So I applied to school and was accepted about 6 months ago. I went and declared my major of Social Work, went to the transfer student orientation, saw my adviser and was well on my way. When I went to register for classes however, all of the classes I wanted or needed were taken. Because of that I decided to defer until the Spring semester, that way I can register for classes I actually want, especially because I was not given any financial aid. Once I decided to defer until the Spring Semester, i started to become really anxious. I was worried about not being able to register for Spring. I was worried about not having any money for my classes or books. I was worried of failing. What if I don’t understand what I’m being taught? What if I don’t get accepted into the Social Work program? What if I’m not as good as I hope to be? All of these questions and doubts haunted me on a daily basis. I was driving myself insane and was beginning to feel depressed.
I spoke to my husband about it and he reassured me that it will all work out. I already have my associates degree, which i received 12 years ago, while working and dealing with a stressful home life. So why wouldn’t I succeed now? He told me not to stress about the money I will have to borrow, because I deserve to invest in myself. I know, I have a great husband! Aside from my husband, I prayed to God about all of my anxieties and asked him to help guide me. Help ease my mind. After much debating, stressing, talking, praying, I decided to take out a loan for 2 semesters at a time. It makes me more comfortable taking loans out for a year at a time.

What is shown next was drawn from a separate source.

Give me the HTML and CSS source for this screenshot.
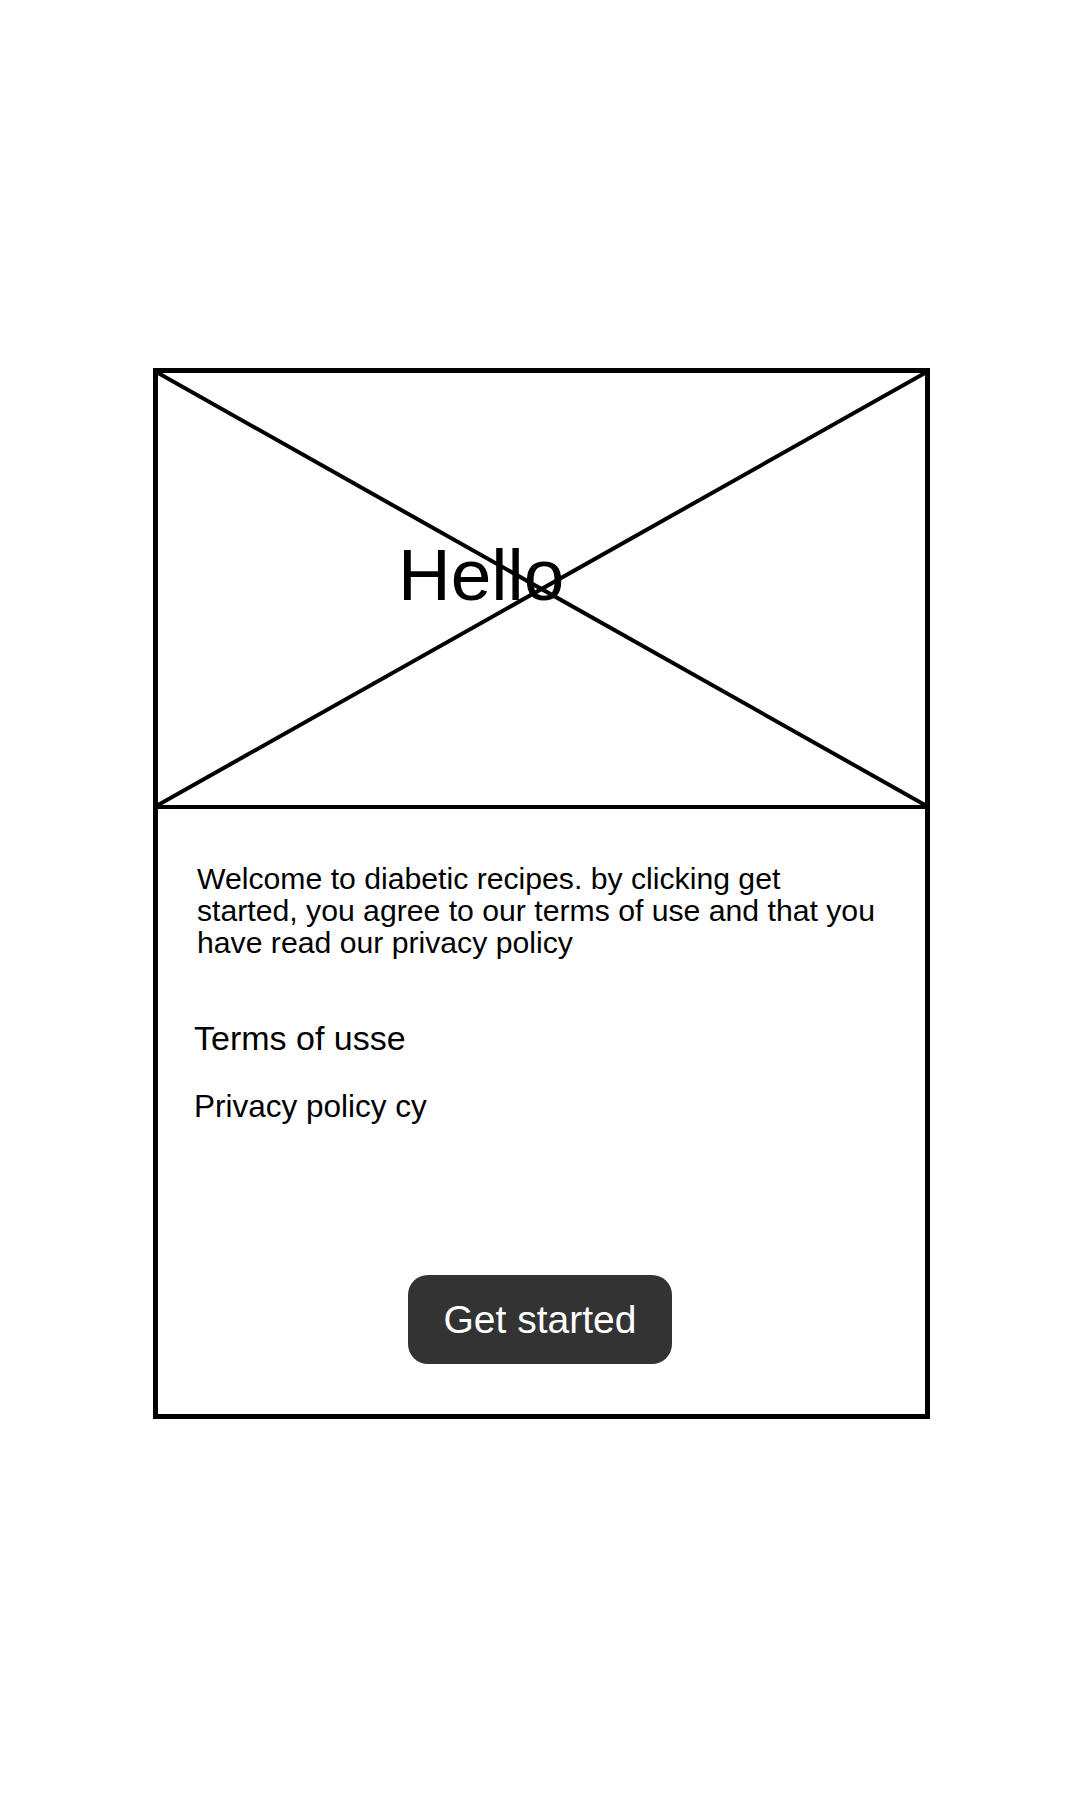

With all of this stress, everything is falling into place. Today I put in my loan application and it was approved! I have money for school guys! I’m very excited but also nervous because I know after I receive my degree, I will have to pay back a couple thousand dollars. I’m trying not to think about it too much though, because in order for me to become a social worker and help those less fortunate, I need to invest in myself. So although I am anxious, I am VERY excited! Now all I need to do is register for classes on Nov 16! Once that is done, I will officially be a college student again :D. I can’t believe I’m finally going back to school! Although I get really anxious about the whole process, I know that it is what I need to do for myself. My son is going to see his mommy doing homework and be proud of me <3. I’m ready for this journey!